→ Aim:
Everything from the first line down to the line containing "const cell = 'h-[35px]" is to be retyped exactly, both ends included, with pictures left out.

→ Data extract:
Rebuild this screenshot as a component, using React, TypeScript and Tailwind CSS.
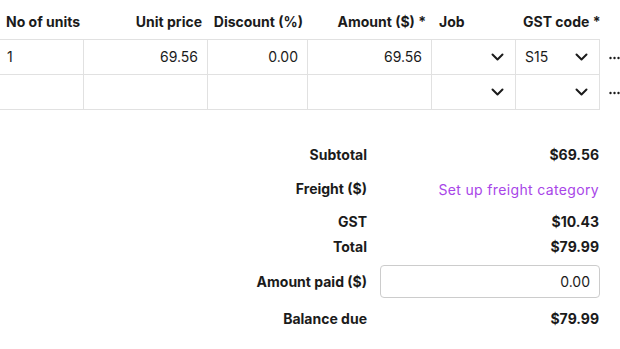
import React from 'react';

const font = { fontFamily: 'Inter, "Noto Sans", sans-serif' };

function Chevron() {
  return (
    <svg width="13" height="8" viewBox="0 0 13 8" fill="none">
      <path d="M1.5 1.5l5 5 5-5" stroke="#1b1b1b" strokeWidth="2" strokeLinecap="round" strokeLinejoin="round" />
    </svg>
  );
}

function Dots() {
  return (
    <svg width="11" height="4" viewBox="0 0 11 4" fill="#1b1b1b">
      <circle cx="1.5" cy="2" r="1.2" />
      <circle cx="5.5" cy="2" r="1.2" />
      <circle cx="9.5" cy="2" r="1.2" />
    </svg>
  );
}

const cols = 'grid grid-cols-[84px_124px_100px_124px_84px_84px_20px]';
const cell = 'h-[35px] border-r border-b border-[#e1e1e1] flex items-center';

function LineRow({ units, price, discount, amount, gst }: { units?: string; price?: string; discount?: string; amount?: string; gst?: string }) {
  return (
    <div className={cols}>
      <div className={`${cell} pl-[7px]`}>{units}</div>
      <div className={`${cell} justify-end pr-[9px]`}>{price}</div>
      <div className={`${cell} justify-end pr-[9px]`}>{discount}</div>
      <div className={`${cell} justify-end pr-[9px]`}>{amount}</div>
      <div className={`${cell} justify-end pr-[11px]`}>
        <Chevron />
      </div>
      <div className={`${cell} justify-between pl-[9px] pr-[11px]`}>
        <span>{gst}</span>
        <Chevron />
      </div>
      <div className="h-[35px] flex items-center pl-[9px]">
        <Dots />
      </div>
    </div>
  );
}

export default function App() {
  return (
    <div className="w-[620px] h-[349px] bg-white text-[14px] leading-5 text-[#1b1b1b] overflow-hidden" style={font}>
      <div className={`${cols} h-[40px] pt-[12px] font-bold border-b border-[#e1e1e1] w-[600px]`}>
        <div className="pl-[6px] whitespace-nowrap">No of units</div>
        <div className="text-right pr-[6px] whitespace-nowrap">Unit price</div>
        <div className="text-right pr-[5px] whitespace-nowrap">Discount (%)</div>
        <div className="text-right pr-[6px] whitespace-nowrap">Amount ($) *</div>
        <div className="pl-[7px]">Job</div>
        <div className="pl-[7px] whitespace-nowrap">GST code *</div>
      </div>
      <LineRow units="1" price="69.56" discount="0.00" amount="69.56" gst="S15" />
      <LineRow />

      <div className="w-[600px] grid grid-cols-[1fr_220px] gap-x-[13px] mt-[35px]">
        <div className="text-right font-bold">Subtotal</div>
        <div className="text-right font-bold pr-px">$69.56</div>

        <div className="text-right font-bold mt-[14px]">Freight ($)</div>
        <div className="text-right text-[#a845e8] tracking-[0.35px] mt-[15px] pr-px">Set up freight category</div>

        <div className="text-right font-bold mt-[12px]">GST</div>
        <div className="text-right font-bold mt-[12px] pr-px">$10.43</div>

        <div className="text-right font-bold mt-[5px]">Total</div>
        <div className="text-right font-bold mt-[5px] pr-px">$79.99</div>

        <div className="text-right font-bold mt-[8px] h-[33px] flex items-center justify-end">Amount paid ($)</div>
        <div className="mt-[8px] h-[33px] border border-[#cccccc] rounded-[4px] flex items-center justify-end pr-[9px]">0.00</div>

        <div className="text-right font-bold mt-[11px]">Balance due</div>
        <div className="text-right font-bold mt-[11px] pr-px">$79.99</div>
      </div>
    </div>
  );
}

→ Task output:
Rebuild this screenshot as a component, using React, TypeScript and Tailwind CSS.
import React from 'react';

const font = { fontFamily: 'Inter, "Noto Sans", sans-serif' };

function Chevron() {
  return (
    <svg width="13" height="8" viewBox="0 0 13 8" fill="none">
      <path d="M1.5 1.5l5 5 5-5" stroke="#1b1b1b" strokeWidth="2" strokeLinecap="round" strokeLinejoin="round" />
    </svg>
  );
}

function Dots() {
  return (
    <svg width="11" height="4" viewBox="0 0 11 4" fill="#1b1b1b">
      <circle cx="1.5" cy="2" r="1.2" />
      <circle cx="5.5" cy="2" r="1.2" />
      <circle cx="9.5" cy="2" r="1.2" />
    </svg>
  );
}

const cols = 'grid grid-cols-[84px_124px_100px_124px_84px_84px_20px]';
const cell = 'h-[35px] border-r border-b border-[#e1e1e1] flex items-center';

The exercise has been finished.